Now, in other cultures, like in China, Korea, and Japan, in order to introduce Christianity, missionaries have had to adapt. Jesus and Mary BECOME Chinese, or Korean, or Japanese and their images, whether in paintings or sculpture, are adjusted accordingly. Many of these ethnically adapted images of the Virgin Mary and/or the Holy Family are quite lovely by the way. It's easy enough to find these images with a quick Google search. In contrast, a Google search for "Filipino Virgin Mary" will yield nothing but images of the Virgin Mary that the Europeans introduced to us nearly half a millennium ago. You will NOT see a brown-skinned Madonna wearing baro't saya or her brown-skinned husband and child wearing barong Tagalog.

The thing is, the devotion of Chinese, Japanese or Korean people is not in the least diminished by the appearance of these icons; if anything, it's enhanced by it, because they can identify better with God. God is one of them; they more easily embrace the notion that they came from God, not from some distant entity that looks nothing like them.

The Bible itself talks about the Pentecostal miracle; how remarkable it was that people of different nations could understand the Apostles, all of whom were from Galilee, because they spoke in the language of each of the people present. Adapting religious icons to suit cultures is, to my mind, an extension of this phenomenon.

For all of that, however, we choose to worship Jesus and Mary as filtered through European sensibilities, when there is absolutely nothing that compels us to do so.

I exhort the leaders of the Catholic Church: please take down your icons of lily white Jesus (adult and child versions) and Mary.  Put them in museums if you like.  Replace all of these instead with images of Jesus and Mary with black hair and brown skin, wearing our lovely national costumes instead of those ridiculously ostentatious, gold-trimmed outfits that I'm pretty sure would look just as laughable in Heaven as they do on Earth. Make Venus Raj or Shamcey Supsup your commissioned artists' model for Mary; I'm sure either of those faces will leave a much more lasting impression on people's minds than that of some anonymous white chick who's probably centuries in her grave.

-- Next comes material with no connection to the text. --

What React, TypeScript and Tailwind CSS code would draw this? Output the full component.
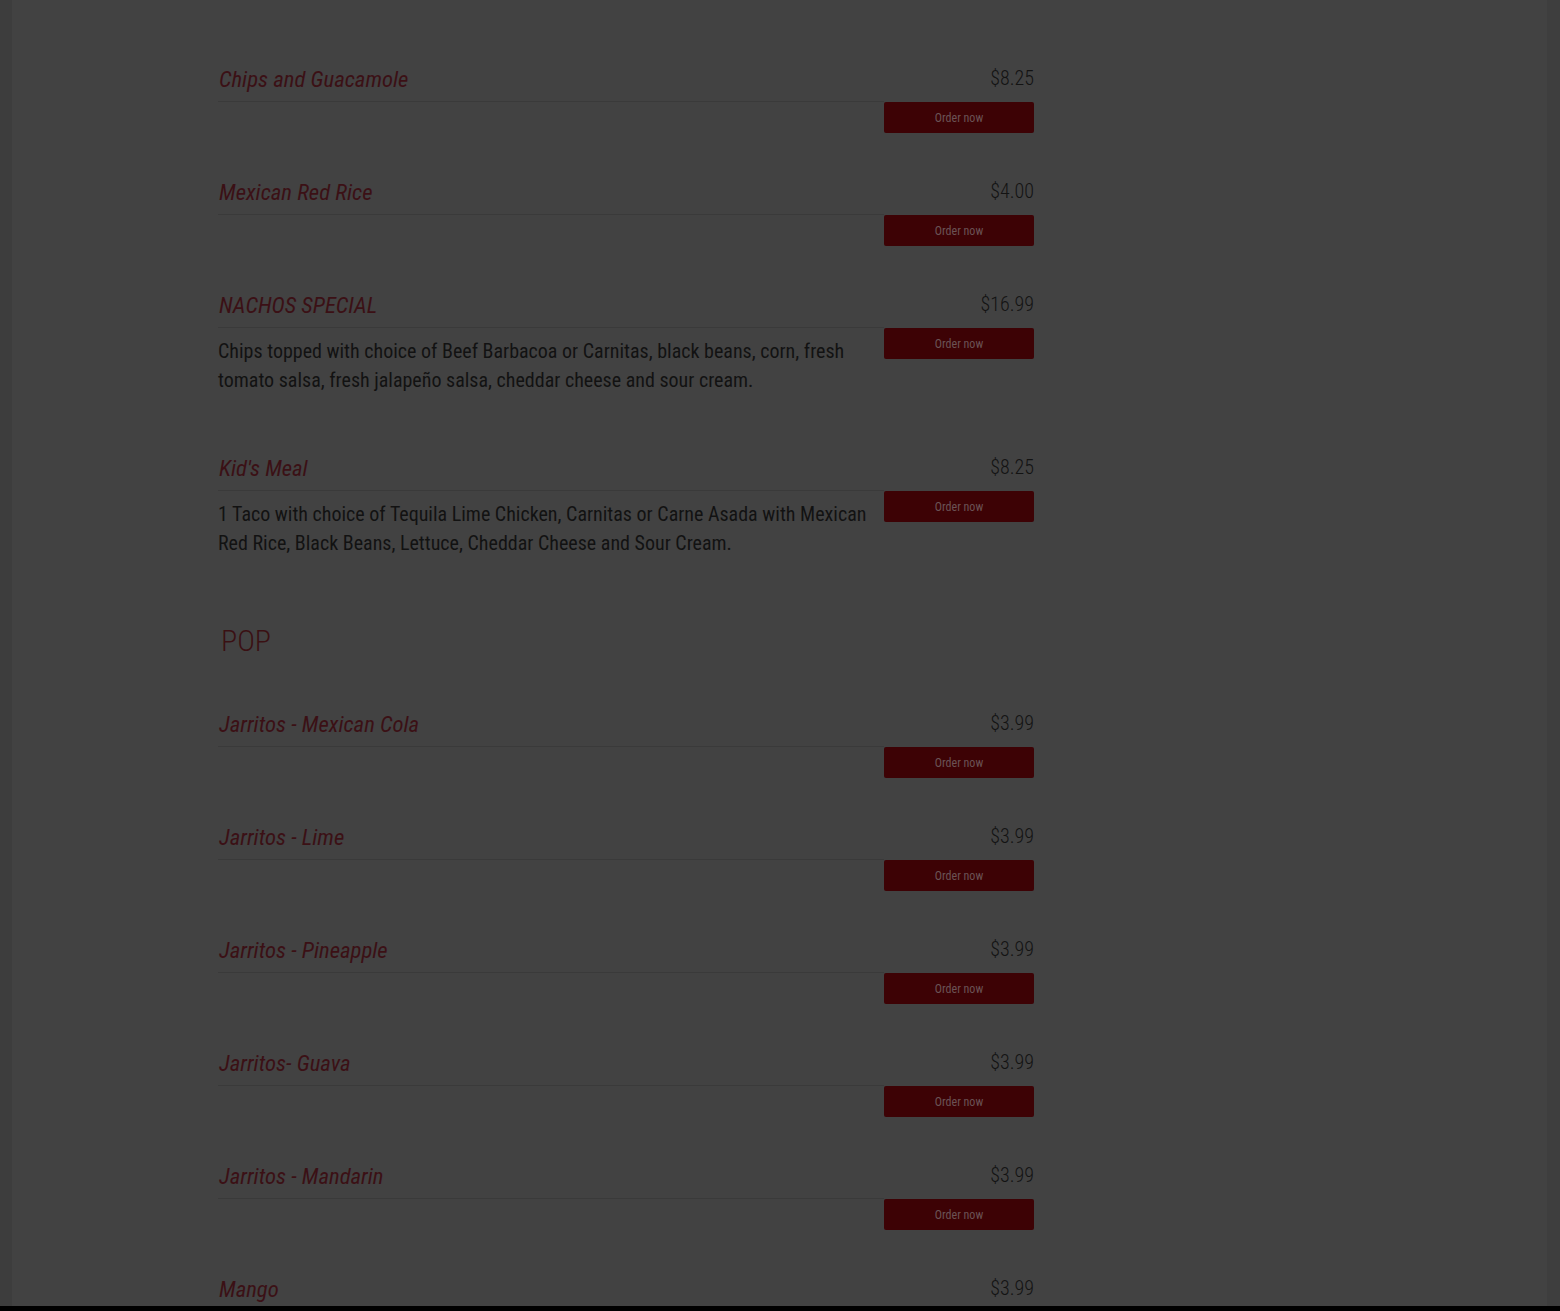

I also exhort you to paint over your murals of old, white (sometimes bald) God. Instead of some decrepit white dude, make the image of God a huge, brawny-looking Filipino dude with long, flowing black hair and beard, and huge, brown muscles, like a hulking Bernardo Carpio, the kind of guy who could kick Satan's ass. Speaking of Satan, whom St. Michael the archangel is always depicted slaying, why not model him after somebody people love to hate, like Kim Kardashian? Or maybe people who are often associated with him, like Ozzy Osbourne. I'm sure he'd be tickled pink at the reference; it could be an extension of his cameo in Adam Sandler's Little Nicky.

This isn't about the RH bill or whatever your cause du jour is; it's about getting the Filipino people to be happy with the skin that God gave them, and to therefore be more grateful, loving and reverent towards God, and ultimately getting them to be better Catholics. Incidentally, it also can reduce the likelihood of any more of your priests getting in hot water for illegally importing ivory statutes.

I know this flies in the face of centuries of tradition, but I am sick of people's collective attitude towards brown skin...their OWN skin...and I know I'm not alone in this. I imagine it has already occurred to some people that worshiping a Caucasian God is part of the problem, but since I have yet to read such sentiments I would like to voice them myself.

Let's say it all together: God DOESN'T have to be a WHITE dude. God GAVE us Filipinos brown skin, and for that reason alone we should LOVE our skin.